Frustrated with Brinsea...

Got the Brinsea Mini Advance incubator. Two failed hatches. Used the factory settings for the first hatch. 7 eggs with 1 weak pip @ 28 days. Chick died during pipping. Did not conduct a post-mortem on the eggs. For the second hatch, made minor adjustments, and had no pips @ 30 days. With eggs still in incubator, conducted extensive research. Research led me to the possibility that adding water to the incubator could cause chicks to drown due to too much moisture. This time I conducted a post-mortem and found perfectly formed Black Copper Marans chicks, ready to pip, and shells filled with water. I am now watching weather humidity conditions and will try the third batch by only adding water to the incubator on day 18. Any other suggestions out there?
 
Got the Brinsea Mini Advance incubator.  Two failed hatches.  Used the factory settings for the first hatch.  7 eggs with 1 weak pip @ 28 days.  Chick died during pipping.  Did not conduct a post-mortem on the eggs.  For the second hatch, made minor adjustments, and had no pips @ 30 days.  With eggs still in incubator, conducted extensive research.  Research led me to the possibility that adding water to the incubator could cause chicks to drown due to too much moisture.  This time I conducted a post-mortem and found perfectly formed Black Copper Marans chicks, ready to pip, and shells filled with water.  I am now watching weather humidity conditions and will try the third batch by only adding water to the incubator on day 18.  Any other suggestions out there?
Why would use factory settings? You have to set according to your individual bird. I had 100% success with it because I read the manual first and adjusted settings depending on what kind of egg I had. Read the manual thoroughly before setting any eggs.
 
Thanks for the input. I read the manual thoroughly and set the eggs, based on factory defaults, for chickens. If there is information available somewhere that speaks to the potential settings needed based on type of chicken, I would love to have that!
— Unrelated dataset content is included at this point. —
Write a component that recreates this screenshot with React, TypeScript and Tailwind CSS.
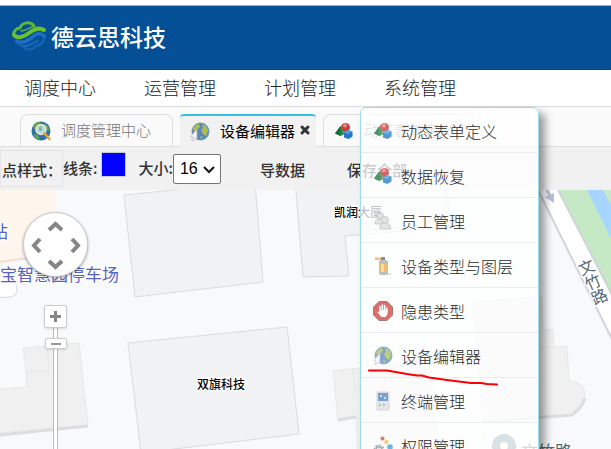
import type { ReactNode } from 'react'
import { X } from 'lucide-react'

function Logo() {
  return (
    <svg viewBox="0 0 34 32" className="h-8 w-[34px]" fill="none" strokeLinecap="round" strokeLinejoin="round" aria-hidden="true">
      <path d="M4 20 C5 24 10 23 12 26 C15 30 21 29 23 25 C29 25 33 20 32 15" stroke="#1763b3" strokeWidth="2.500" />
      <path d="M32 15 C27 10 23 14 18 18 C14 21 9 22 5 20" stroke="#1d6fc2" strokeWidth="3.500" />
      <path d="M11 25 C17 26 20 22 26 20" stroke="#1b69ba" strokeWidth="2" />
      <path d="M22 5 C19 0 10 1 8 7 C4 7 1 11 2 14" stroke="#5fb838" strokeWidth="3" />
      <path d="M2 14 C5 18 12 16 17 12 C22 8 27 6 32 9" stroke="#6cc02e" strokeWidth="4" />
      <path d="M9 10 C13 10 17 7 22 5" stroke="#5fb838" strokeWidth="1.500" />
    </svg>
  )
}

function GlobeSearch() {
  return (
    <svg viewBox="0 0 20 20" className="size-5" aria-hidden="true">
      <circle cx="10" cy="10" r="9.5" fill="#2f6fb0" />
      <path d="M2 5 Q5 0 10 1 L7 5 L4 9 Z M13 2 Q19 5 18 10 L14 8 Z M2 13 L7 14 L9 19 Q4 18 2 13Z" fill="#5fa657" />
      <circle cx="10" cy="8.5" r="5" fill="#b5dde2" stroke="#e8e3c8" strokeWidth="1.6" />
      <path d="M8 6 L11 5 L11 10 L8 10Z" fill="#7fbb9a" />
      <path d="M13.5 12.5 L18.5 18" stroke="#e3a63c" strokeWidth="2.6" strokeLinecap="round" />
    </svg>
  )
}

function GlobeCursor() {
  return (
    <svg viewBox="0 0 20 20" className="size-5" aria-hidden="true">
      <circle cx="10.500" cy="9.500" r="8.5" fill="#5a87bd" stroke="#7393b3" />
      <path d="M3 7 Q5 2 9 2 L10 5 L7 8 L4 9Z M12 2 Q18 4 18 9 L16 14 L13 12 L11 8 L13 6Z M10 14 L13 15 L11 17Z" fill="#a9bf55" />
      <path d="M7 7 L7 18 L5 16 L3 19 L1.500 18 L3 15 L0.500 14.500 Z" fill="#f4f4f4" stroke="#a5a9ad" strokeWidth="0.6" />
    </svg>
  )
}

function Shapes() {
  return (
    <svg viewBox="0 0 20 20" className="size-5" aria-hidden="true">
      <circle cx="11.500" cy="6.500" r="4.500" fill="#cf3a3a" />
      <circle cx="11" cy="4.500" r="2" fill="#e98a84" />
      <path d="M6.500 5 L10.500 13 L6.500 15 L1 12.500 Z" fill="#1f8f45" />
      <path d="M6.500 5 L6.500 15 L1 12.500 Z" fill="#16703a" />
      <path d="M14 9 L18.500 10.500 L18.500 15.500 L14.500 18 L10 16.500 L10 11.500 Z" fill="#2277c4" />
      <path d="M14 9 L18.500 10.500 L14 13 L10 11.500 Z" fill="#4da3e2" />
    </svg>
  )
}

function People() {
  return (
    <svg viewBox="0 0 20 20" className="size-5" fill="#dcdcdc" stroke="#b0b0b0" strokeWidth="0.8" aria-hidden="true">
      <path d="M2 13 Q2 8 7 8 Q11 8 11 13 Z" />
      <circle cx="7" cy="5" r="3.500" />
      <path d="M7 18 Q6 12 12 12 Q18 12 17.500 18 Z" />
      <circle cx="12" cy="9" r="3.500" />
    </svg>
  )
}

function Extinguisher() {
  return (
    <svg viewBox="0 0 20 20" className="size-5" aria-hidden="true">
      <path d="M2 1 L8 2 L9 4 L2 4Z" fill="#f3b04c" />
      <rect x="8" y="1" width="4" height="4" fill="#666b6e" />
      <rect x="6" y="4" width="9" height="15" rx="2" fill="#a4aaad" />
      <rect x="6" y="8" width="9" height="8" fill="#eaa940" />
      <rect x="8" y="8" width="3" height="8" fill="#f7d18a" />
      <path d="M15 18 L18 18" stroke="#aaa" />
    </svg>
  )
}

function StopHand() {
  return (
    <svg viewBox="0 0 20 20" className="size-5" aria-hidden="true">
      <path d="M6 0.500 H14 L19.500 6 V14 L14 19.500 H6 L0.500 14 V6 Z" fill="#cf4038" stroke="#8d4a45" />
      <path d="M7 11 V5.500 M9.300 10 V4 M11.600 10 V4.500 M13.700 11 V7" stroke="#fff" strokeWidth="1.600" strokeLinecap="round" />
      <path d="M6.200 9 H14.500 V13 L12.500 16 H8.500 L4.500 11.500 L5 10.500 L6.500 11.500Z" fill="#fff" />
    </svg>
  )
}

function Terminal() {
  return (
    <svg viewBox="0 0 20 20" className="size-5" aria-hidden="true">
      <rect x="4" y="1" width="12" height="18" rx="1" fill="#dfe1e3" stroke="#c3c6c9" />
      <rect x="5" y="2" width="10" height="8" fill="#5182bd" />
      <path d="M7 4 h2 v2 h-2z M11 6 h2 v2 h-2z" fill="#b9d0ea" />
      <path d="M6 12 l3 2 l-3 2z M10 12 l3 2 l-3 2z" fill="#abb0b5" />
    </svg>
  )
}

function Permission() {
  return (
    <svg viewBox="0 0 20 20" className="size-5" aria-hidden="true">
      <circle cx="9.500" cy="2.500" r="2" fill="#e04a42" />
      <circle cx="13.500" cy="6" r="2.200" fill="#f1c63e" />
      <circle cx="17" cy="11" r="2.800" fill="#3e9be0" />
      <circle cx="6" cy="14" r="4" fill="#ddd" stroke="#8c8f92" strokeWidth="3" strokeDasharray="2 1" />
      <circle cx="6" cy="14" r="3" fill="#ddd" stroke="#8c8f92" />
    </svg>
  )
}

const menuItems: { label: string; icon: ReactNode }[] = [
  { label: '动态表单定义', icon: <Shapes /> },
  { label: '数据恢复', icon: <Shapes /> },
  { label: '员工管理', icon: <People /> },
  { label: '设备类型与图层', icon: <Extinguisher /> },
  { label: '隐患类型', icon: <StopHand /> },
  { label: '设备编辑器', icon: <GlobeCursor /> },
  { label: '终端管理', icon: <Terminal /> },
  { label: '权限管理', icon: <Permission /> },
]

function SystemMenu() {
  return (
    <div className="absolute left-0 top-full z-20 mt-px w-[179px] rounded-md border border-[#9bdcec] bg-white/75 shadow-[6px_6px_9px_rgba(0,0,0,0.4)]">
      <ul>
        {menuItems.map((item) => (
          <li key={item.label} className="h-[45px] border-b border-[#e9edee]">
            <a href="#" className="flex h-full items-center gap-2 pl-3 pt-px text-base font-light text-[#2b2b2b]">
              <span className="opacity-75">{item.icon}</span>
              {item.label}
            </a>
          </li>
        ))}
      </ul>
      <svg viewBox="0 0 132 18" className="absolute left-[6px] top-[261px] h-[18px] w-[132px]" fill="none" aria-hidden="true">
        <path d="M2 1.500 H20 L40 5 L50 6.500 H55 L62 8.500 L80 11 L104 14 H114 L120 15 L130 15.500" stroke="#fb0007" strokeWidth="2.200" strokeLinecap="round" strokeLinejoin="round" />
      </svg>
    </div>
  )
}

function Nav() {
  return (
    <nav className="relative z-10 border-b border-[#dcdcdc] bg-white shadow-[0_-1px_2px_rgba(0,0,0,0.1)]">
      <ul className="flex h-9">
        {['调度中心', '运营管理', '计划管理', '系统管理'].map((label) => (
          <li key={label} className="relative w-[120px]">
            <a href="#" className="flex h-full items-center justify-center pb-[3px] text-lg font-light text-[#222]">
              {label}
            </a>
            {label === '系统管理' && <SystemMenu />}
          </li>
        ))}
      </ul>
    </nav>
  )
}

function Tabs() {
  const idle = 'flex h-8 items-center gap-[10px] rounded-t-lg border border-b-0 border-[#dedede] px-[10px] text-[#777]'
  return (
    <div role="tablist" className="flex items-end gap-[7px] border-b border-[#dedede] bg-[#fafafa] pl-5 pt-[7px] text-[15px] font-light">
      <button role="tab" aria-selected="false" className={`${idle} w-[153px]`}>
        <GlobeSearch />
        调度管理中心
      </button>
      <div className="relative -mb-px flex h-[33px] w-[136px] items-center rounded-t border-t-2 border-[#35bfe8] bg-[#f1f1f1] pl-[10px]">
        <button role="tab" aria-selected="true" className="flex items-center gap-[10px] font-normal text-black">
          <GlobeCursor />
          设备编辑器
        </button>
        <button aria-label="关闭" className="mb-1 ml-1 text-[#333]">
          <X size={12} strokeWidth={6} />
        </button>
      </div>
      <button role="tab" aria-selected="false" className={`${idle} w-[152px]`}>
        <Shapes />
        动态表单定义
      </button>
    </div>
  )
}

function Toolbar() {
  return (
    <div className="flex h-[43px] items-center bg-[#f1f1f1] text-[15px] font-medium text-[#333]">
      <div className="flex h-[37px] w-[63px] items-center border border-[#e4e4e4] pl-px pt-1 whitespace-nowrap">点样式：</div>
      <label htmlFor="line-color">线条:</label>
      <input
        id="line-color"
        type="color"
        defaultValue="#0000ff"
        className="mb-2 ml-1 size-[25px] appearance-none border border-[#ccc] bg-[#0000ff] p-0 [&::-webkit-color-swatch]:border-0 [&::-webkit-color-swatch-wrapper]:p-0"
      />
      <label htmlFor="size" className="ml-3">大小:</label>
      <div className="relative">
        <select
          id="size"
          defaultValue="16"
          className="h-[30px] w-12 appearance-none rounded-xs border border-[#767676] bg-white pl-[6px] font-['Liberation_Sans',sans-serif] text-base font-normal text-black"
        >
          <option>12</option>
          <option>14</option>
          <option>16</option>
          <option>18</option>
        </select>
        <svg viewBox="0 0 12 8" className="pointer-events-none absolute right-[6px] top-3 h-2 w-3" fill="none" aria-hidden="true">
          <path d="M1 1 L6 6 L11 1" stroke="#111" strokeWidth="2" />
        </svg>
      </div>
      <div className="ml-[39px] flex gap-[42px] pt-1">
        <button>导数据</button>
        <button>保存全部</button>
      </div>
    </div>
  )
}

function MapDrawing() {
  const halo = { stroke: '#fff', strokeWidth: 3, paintOrder: 'stroke' as const, strokeLinejoin: 'round' as const }
  return (
    <svg className="absolute inset-0 size-full" role="img" aria-label="地图">
      <g transform="translate(0 -190)">
        <path d="M0 180 H55 L57 254 L0 262Z" fill="#fef5ed" />
        <path d="M0 262 L57 254" stroke="#f1dfd0" strokeWidth="2" />
        <path d="M-5 282 L9 281 Q17 281 17 289 Q17 297 9 297 L-5 298Z" fill="#fff" stroke="#d9dadd" />
        <g fill="#f0f2f4" stroke="#d9dbde">
          <path d="M124 195 L255 182 L263 282 L135 297Z" />
          <path d="M295 180 L303 277 L349 276 L345 236 L450 227 L446 180Z" />
          <path d="M128 343 L287 327 L299 434 L141 453Z" />
        </g>
        <g fill="#f0f0f0" stroke="#e7e8e9">
          <path d="M23 348 L79 343 L88 425 L-2 433 V389 L27 387 L26 372Z" />
          <path d="M26 372 L49 370 L47 346" fill="none" />
          <path d="M333 371 L429 360 L440 460 L358 460 L356 416 L338 420Z" />
          <path d="M353 368 L355 392 L429 382" fill="none" />
          <path d="M473 302 L542 296 L543 330 L553 329 L554 347 L567 346 L569 381 Q586 382 585 396 L572 414 L483 422Z" />
          <path d="M533 349 L554 347" fill="none" />
        </g>
        <g fill="none" stroke="#dcdde0" strokeWidth="3">
          <path d="M0 435 L88 426" />
          <path d="M338 420 L356 417" />
          <path d="M483 422 L572 415 Q582 408 585 398" />
        </g>
        <path d="M558 190 H900 V850 L611 296Z" fill="#c5e8c5" />
        <path d="M587 190 H603 L900 760 V820Z" fill="#a6d6ff" />
        <path d="M538 190 H558 L900 872 V920Z" fill="#fff" />
        <path d="M538 190 L900 920 M558 190 L900 850" fill="none" stroke="#d3d3da" strokeWidth="2" />
        <path d="M547 190 L550 196" stroke="#b8bfd8" strokeWidth="3" />
        <path d="M545 197 L554 193 L554 203Z" fill="#b8bfd8" />
        <text
          transform="translate(583 260) rotate(-24)"
          fontSize="16"
          fill="#566873"
          className="[writing-mode:vertical-rl]"
          {...halo}
        >
          文竹路
        </text>
        <circle cx="504" cy="446" r="8" fill="#fff" stroke="#698795" strokeWidth="8" />
        <text x="521" y="458" fontSize="17" fill="#4e6672" {...halo}>文竹路</text>
        <g fontSize="17" fill="#5763bd" {...halo}>
          <text x="-9" y="238">站</text>
          <text x="0" y="281">宝智慧园停车场</text>
        </g>
        <g fontSize="12" fontWeight="500" fill="#000" {...halo}>
          <text x="334" y="217">凯润大厦</text>
          <text x="197" y="389">双旗科技</text>
        </g>
      </g>
    </svg>
  )
}

function MapControls() {
  return (
    <div className="absolute left-[23px] top-[22px] flex h-full w-[65px] flex-col items-center">
      <button aria-label="平移" className="size-[65px] shrink-0 rounded-full border border-[#ccc] bg-white shadow-[0_1px_3px_rgba(0,0,0,0.35)]">
        <svg viewBox="0 0 63 63" className="size-full" fill="none" stroke="#868686" strokeWidth="4" aria-hidden="true">
          <path d="M25 17 L31.500 11 L38 17 M25 48 L31.500 54 L38 48 M16 26 L10 32.500 L16 39 M48 26 L54 32.500 L48 39" />
        </svg>
      </button>
      <button aria-label="放大" className="z-10 mt-7 flex size-[23px] shrink-0 items-center justify-center rounded-xs border border-[#ccc] bg-white shadow">
        <svg viewBox="0 0 11 11" className="size-[11px]" stroke="#858585" strokeWidth="3" aria-hidden="true">
          <path d="M0 5.500 H11 M5.500 0 V11" />
        </svg>
      </button>
      <div className="relative flex w-[23px] grow justify-center">
        <div className="h-full w-[5px] border-x border-[#bbb] bg-white" />
        <button aria-label="缩放级别" className="absolute top-[10px] flex h-[11px] w-[22px] items-center justify-center rounded-xs border border-[#ccc] bg-white shadow">
          <span className="h-[2px] w-[10px] bg-[#999]" />
        </button>
      </div>
    </div>
  )
}

export default function App() {
  return (
    <div className="flex h-screen flex-col overflow-hidden bg-white pt-[5px] font-['Noto_Sans_CJK_SC','Noto_Sans',sans-serif]">
      <header className="flex h-[65px] items-center gap-[5px] border-t border-[#8fb4d0] bg-[#044f95] pb-[3px] pl-3">
        <Logo />
        <h1 className="text-[23px] font-medium text-white">德云思科技</h1>
      </header>
      <Nav />
      <Tabs />
      <Toolbar />
      <main className="relative grow overflow-hidden bg-[#f7f9fb]">
        <MapDrawing />
        <MapControls />
      </main>
    </div>
  )
}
Do different breeds of chickens require different settings?
 
Think the only setting that could be different for chicken eggs is the turning time. Could be shorter for small eggs, longer for large. I did silkie eggs and set rotating time at 10 every 60 min.
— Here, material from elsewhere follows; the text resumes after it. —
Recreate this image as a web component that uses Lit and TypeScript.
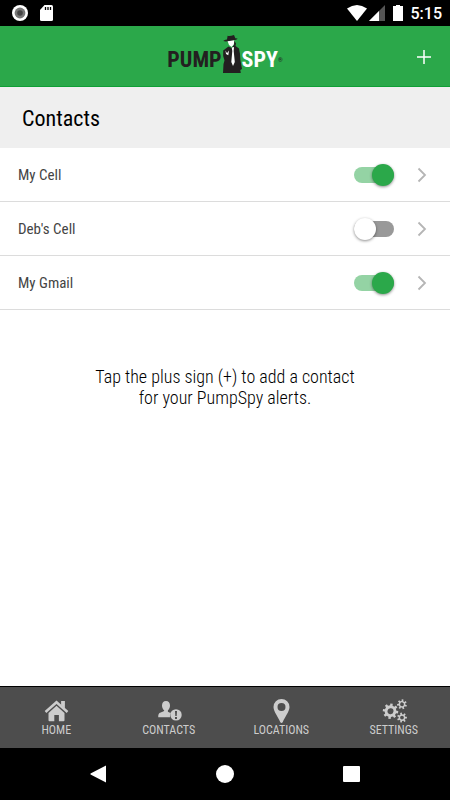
import { LitElement, html, css, svg } from "lit";
import { customElement, property, state } from "lit/decorators.js";

interface Contact {
  id: string;
  name: string;
  enabled: boolean;
}

const gear = (teeth: number, outer: number, inner: number, hole: number) => {
  const step = (Math.PI * 2) / teeth;
  const pt = (r: number, a: number) => `${(r * Math.cos(a)).toFixed(2)} ${(r * Math.sin(a)).toFixed(2)}`;
  let d = "";
  for (let i = 0; i < teeth; i++) {
    const a = i * step;
    d += `${i ? "L" : "M"}${pt(inner, a - step * 0.27)}L${pt(outer, a - step * 0.2)}L${pt(outer, a + step * 0.2)}L${pt(inner, a + step * 0.27)}`;
  }
  return `${d}ZM${hole} 0A${hole} ${hole} 0 1 0 ${-hole} 0A${hole} ${hole} 0 1 0 ${hole} 0Z`;
};

const homeIcon = svg`
  <path d="M1.500 13 12.500 3.200 23.500 13" fill="none" stroke="currentColor" stroke-width="2.500"/>
  <path d="M17.100 2h3.800v7.400l-3.800-3.400z"/>
  <path d="M12.500 6.800 20.500 13.900V21.200q0 1-1 1H14.900V16H10.300v6.200H5.500q-1 0-1-1V13.900Z"/>`;

const contactsIcon = svg`
  <path d="M9 2c2.600 0 4 1.900 4 4.400 0 1.900-.9 3.900-2.100 4.900v1.400c1 .6 2 .9 3 1.300-.9 1.300-1.200 2.800-.8 4.300H1.200c0-3.100.6-4.100 2.500-4.800 1.300-.5 2.600-.9 3.400-1.400v-.8C5.900 10.300 5 8.300 5 6.400 5 3.900 6.400 2 9 2Z"/>
  <path fill-rule="evenodd" d="M19 10.200a5.700 5.700 0 1 1 0 11.400a5.700 5.700 0 0 1 0-11.400ZM18 12l.3 4.900h1.400l.3-4.900ZM18 18v1.900h2v-1.900Z"/>`;

const pinIcon = svg`
  <path fill-rule="evenodd" d="M12.500 0a8 8 0 0 1 8 8c0 4.500-4.700 10-6.700 15q-.6 1-1.300 1t-1.300-1C9.200 18 4.500 12.500 4.500 8a8 8 0 0 1 8-8Zm0 4.100a4 4 0 1 0 0 8a4 4 0 0 0 0-8Z"/>`;

const settingsIcon = svg`
  <path fill-rule="evenodd" transform="translate(8.500 12.200) rotate(8)" d=${gear(8, 7.8, 5.9, 3)}/>
  <path fill-rule="evenodd" transform="translate(20 5.300) rotate(20)" d=${gear(7, 5, 3.4, 1.9)}/>
  <path fill-rule="evenodd" transform="translate(20 18.600)" d=${gear(7, 5, 3.4, 1.9)}/>`;

@customElement("status-bar")
export class StatusBar extends LitElement {
  static styles = css`
    :host {
      display: flex;
      align-items: center;
      justify-content: space-between;
      height: 26px;
      padding: 0 8px 0 12px;
      background: #000;
      color: #fff;
      font: 500 16px/26px Roboto, sans-serif;
    }
    .group {
      display: flex;
      align-items: center;
    }
    .left {
      gap: 12px;
    }
    .signal {
      margin-left: 2px;
    }
    .battery {
      margin: 0 8px;
    }
    .time {
      padding-top: 2px;
      line-height: 24px;
    }
    svg {
      display: block;
    }
  `;

  render() {
    return html`
      <div class="group left">
        <svg width="16" height="16" viewBox="0 0 16 16" aria-hidden="true">
          <circle cx="8" cy="8" r="8" fill="#fff" />
          <circle cx="8" cy="8" r="5.400" fill="#777" />
          <circle cx="8" cy="8" r="2.800" fill="#444" />
        </svg>
        <svg width="13" height="16" viewBox="0 0 13 16" aria-hidden="true">
          <path d="M4.500 0H11.500Q13 0 13 1.500V14.500Q13 16 11.500 16H1.500Q0 16 0 14.500V5Z" fill="#fff" />
          <path d="M5.500 2v3M8 2v3M10.500 2v3" stroke="#000" stroke-width="1.300" />
        </svg>
      </div>
      <div class="group">
        <svg width="20" height="16" viewBox="0 0 20 16" aria-hidden="true">
          <path d="M0 3.500Q10-3.500 20 3.500L10 16Z" fill="#fff" />
        </svg>
        <svg class="signal" width="16" height="16" viewBox="0 0 16 16" aria-hidden="true">
          <path d="M0 16 16 0V16Z" fill="#555" />
          <path d="M0 16 10 6V16Z" fill="#fff" />
        </svg>
        <svg class="battery" width="10" height="16" viewBox="0 0 10 16" aria-hidden="true">
          <path d="M3 0h4v1h3v15H0V1h3Z" fill="#fff" />
        </svg>
        <span class="time">5:15</span>
      </div>
    `;
  }
}

@customElement("brand-logo")
export class BrandLogo extends LitElement {
  static styles = css`
    :host {
      display: flex;
      align-items: flex-end;
      font: 700 22px/26px "Roboto Condensed", "Liberation Sans Narrow", Roboto, sans-serif;
    }
    .pump {
      color: #231f20;
    }
    .spy {
      color: #fff;
    }
    .mark {
      color: #231f20;
      font-size: 6px;
    }
    svg {
      display: block;
    }
  `;

  render() {
    return html`
      <span class="pump">PUMP</span>
      <svg width="20" height="38" viewBox="0 0 20 38" aria-hidden="true">
        <path d="M5 4.500 5.600.8Q8 1.400 12 0L13.300 3.200 15.500 3.600Q15.500 5 9 6Q2.500 6.800 1.500 6Q1.500 5 5 4.500Z" fill="#231f20" />
        <path d="M5.600 6.300 12.300 5.200Q12.500 8 11.500 10L9.500 12 7 10Z" fill="#fff" />
        <path d="M12.300 5.800 14 8.500 13.500 11 17 13.500Q18.200 18 18.400 25L20 34 18.300 35 18.800 38H1L1.500 29 2.500 25.500Q.5 21 1.200 15.500L6.500 11.500 9.500 13 12 10Z" fill="#231f20" />
        <path d="M9.700 12.500 12 12 11.700 16 12.800 27 11 31 9.300 27 10.300 16Z" fill="#fff" />
        <path d="M3.500 15.500 5 18.300 7 15.500 6.300 20.300 4 19Z" fill="#fff" />
      </svg>
      <span class="spy">SPY</span><span class="mark">®</span>
    `;
  }
}

@customElement("contact-row")
export class ContactRow extends LitElement {
  @property({ attribute: false }) contact!: Contact;

  static styles = css`
    :host {
      display: flex;
      align-items: center;
      height: 53px;
      padding: 0 16px 0 18px;
      border-bottom: 1px solid #dcdcdc;
      color: #444;
    }
    .name {
      flex: 1;
      font-size: 15px;
      line-height: 20px;
    }
    .toggle {
      appearance: none;
      position: relative;
      width: 40px;
      height: 16px;
      margin: 0 16px 0 0;
      border-radius: 8px;
      background: #999;
      cursor: pointer;
    }
    .toggle::before {
      content: "";
      position: absolute;
      top: -3px;
      left: 0;
      width: 22px;
      height: 22px;
      border-radius: 50%;
      background: #fff;
      box-shadow: 0 1px 3px rgba(0, 0, 0, 0.45);
    }
    .toggle:checked {
      background: #94d3a4;
    }
    .toggle:checked::before {
      left: 18px;
      background: #2ba84a;
    }
    .open {
      display: grid;
      place-items: center;
      width: 24px;
      height: 32px;
      padding: 0;
      border: 0;
      background: none;
      color: #b5b5b5;
    }
  `;

  render() {
    const { id, name, enabled } = this.contact;
    return html`
      <label class="name" for=${id}>${name}</label>
      <input class="toggle" id=${id} type="checkbox" .checked=${enabled} />
      <button class="open" type="button" aria-label="Open ${name}">
        <svg width="10" height="16" viewBox="0 0 10 16" aria-hidden="true">
          <path d="M1.500 1.500 8 8 1.500 14.500" fill="none" stroke="currentColor" stroke-width="1.800" />
        </svg>
      </button>
    `;
  }
}

@customElement("tab-bar")
export class TabBar extends LitElement {
  private tabs = [
    { label: "HOME", icon: homeIcon },
    { label: "CONTACTS", icon: contactsIcon },
    { label: "LOCATIONS", icon: pinIcon },
    { label: "SETTINGS", icon: settingsIcon },
  ];

  static styles = css`
    :host {
      display: grid;
      grid-template-columns: repeat(4, 1fr);
      height: 61px;
      border-top: 1px solid #000;
      background: #4d4d4d;
    }
    .tab {
      display: flex;
      flex-direction: column;
      align-items: center;
      padding-top: 12px;
      color: #ccc;
      font-size: 12px;
      line-height: 14px;
      text-decoration: none;
    }
    .icon {
      width: 24px;
      height: 24px;
      overflow: visible;
      fill: currentColor;
    }
  `;

  render() {
    return this.tabs.map(
      (tab) => html`
        <a class="tab" href="#${tab.label.toLowerCase()}">
          <svg class="icon" viewBox="0 0 24 24" aria-hidden="true">${tab.icon}</svg>
          <span>${tab.label}</span>
        </a>
      `
    );
  }
}

@customElement("system-nav")
export class SystemNav extends LitElement {
  static styles = css`
    :host {
      display: flex;
      align-items: center;
      justify-content: center;
      gap: 102px;
      height: 52px;
      background: #000;
    }
    .key {
      display: grid;
      place-items: center;
      width: 24px;
      height: 24px;
      padding: 0;
      border: 0;
      background: none;
      color: #fff;
    }
    svg {
      fill: currentColor;
    }
  `;

  render() {
    return html`
      <button class="key" type="button" aria-label="Back">
        <svg width="18" height="18" viewBox="0 0 18 18"><path d="M16 0.500V17.500L0.500 9.500V8.500Z" /></svg>
      </button>
      <button class="key" type="button" aria-label="Home">
        <svg width="18" height="18" viewBox="0 0 18 18"><circle cx="9" cy="9" r="9" /></svg>
      </button>
      <button class="key" type="button" aria-label="Overview">
        <svg width="18" height="18" viewBox="0 0 18 18"><rect x="1" y="1" width="17" height="16" rx="1" /></svg>
      </button>
    `;
  }
}

@customElement("app-root")
export class AppRoot extends LitElement {
  @state() private contacts: Contact[] = [
    { id: "cell", name: "My Cell", enabled: true },
    { id: "deb", name: "Deb's Cell", enabled: false },
    { id: "gmail", name: "My Gmail", enabled: true },
  ];

  static styles = css`
    :host {
      display: flex;
      flex-direction: column;
      min-height: 100vh;
      background: #fff;
      color: #000;
      font-family: "Roboto Condensed", Roboto, sans-serif;
    }
    .header {
      display: grid;
      grid-template-columns: 1fr auto 1fr;
      align-items: center;
      box-sizing: border-box;
      height: 61px;
      padding: 0 14px;
      border-bottom: 1px solid #0f9f35;
      background: #2ba84a;
    }
    .logo {
      grid-column: 2;
      margin-bottom: 4px;
    }
    .add {
      display: grid;
      place-items: center;
      justify-self: end;
      width: 24px;
      height: 24px;
      padding: 2px 0 0;
      border: 0;
      background: none;
      color: #fff;
    }
    .title {
      margin: 0;
      padding: 2px 22px 0;
      background: #efefef;
      font-size: 22px;
      font-weight: 400;
      line-height: 59px;
    }
    .main {
      flex: 1;
    }
    .hint {
      margin: 56px auto 0;
      text-align: center;
      font-size: 18px;
      font-weight: 300;
      line-height: 21px;
    }
  `;

  render() {
    return html`
      <status-bar></status-bar>
      <header class="header">
        <brand-logo class="logo"></brand-logo>
        <button class="add" type="button" aria-label="Add contact">
          <svg width="14" height="14" viewBox="0 0 14 14"><path d="M7 0V14M0 7H14" stroke="currentColor" stroke-width="1.500" /></svg>
        </button>
      </header>
      <main class="main">
        <h1 class="title">Contacts</h1>
        ${this.contacts.map((c) => html`<contact-row .contact=${c}></contact-row>`)}
        <p class="hint">Tap the plus sign (+) to add a contact<br />for your PumpSpy alerts.</p>
      </main>
      <tab-bar></tab-bar>
      <system-nav></system-nav>
    `;
  }
}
Here is my complete settings for chicken eggs:
temp 99.5, 21 days, auto turn, turn interval 60 min., turn angle 10 seconds, cooling 60 mins daily.
 
I had candled the eggs at 7 and 14 days. Good development and the air sack was getting bigger - just as described in the manual. The manual says to fill both water pots starting on day 18, which I did. When I opened the eggs, the chicks were fully developed within the shell and water poured out. Should there be much water in the egg at time of pipping? Information I obtained from Univ of CA, Davis indicated that when the humidity is too high water will collect in the shell and drown the chicks. This was the only explanation I could piece together. Has anyone had anything like this happen to them?
 
The third group, which is in the incubator now, is set for 99.8, turning every two hours, and cooling for 60 minutes 1 x daily. Our relative humidity in the air is approximately 50% - so I have not added water to the pot. This is another group of BCM eggs plus two eggs that would result in Olive Egger chickens. We are on day 18 - so can make some adjustments. Any help or advice is much appreciated!
 
After my husband messed with it, I did figure out that it was running at 94.5 degrees, even though the digital readout said 99.5. It seems to be doing better but I'm still not getting more than 50% hatch rates with my own eggs and the last three times I tried, I got 0% with shipped. Since using my Hovabator with the turner (and fan), I'm up towards 95% of my own eggs and around 60% with shipped. Still not great but a lot better than tossing out 2 dozen eggs three times over. :(
 
I am a researcher by trade. In all of my reading of books and various sites and items online, one individual discussed that relative humidity must be taken into account within the environment (outside the incubator). This individual indicated that he had only used the incubator dry, since he lives in a humid part of the country, and only adds water right before lock-down. His hatch rates were consistently 90+ percent. At this point, given the previous post-mortem, thought I would give it a try. If humidity needs to be approximately 50% during days 1-17 and your environmental humidity within the room in which the incubator resides is 50% (or higher), then there is already enough humidity. Again, watching your environmental humidity prior to lock-down, add water necessary to achieve the 70-80%.

Are any of you using a hygrometer? And, if so, which ones are you all using?

Thanks everyone. I am learning and this forum is helping considerably.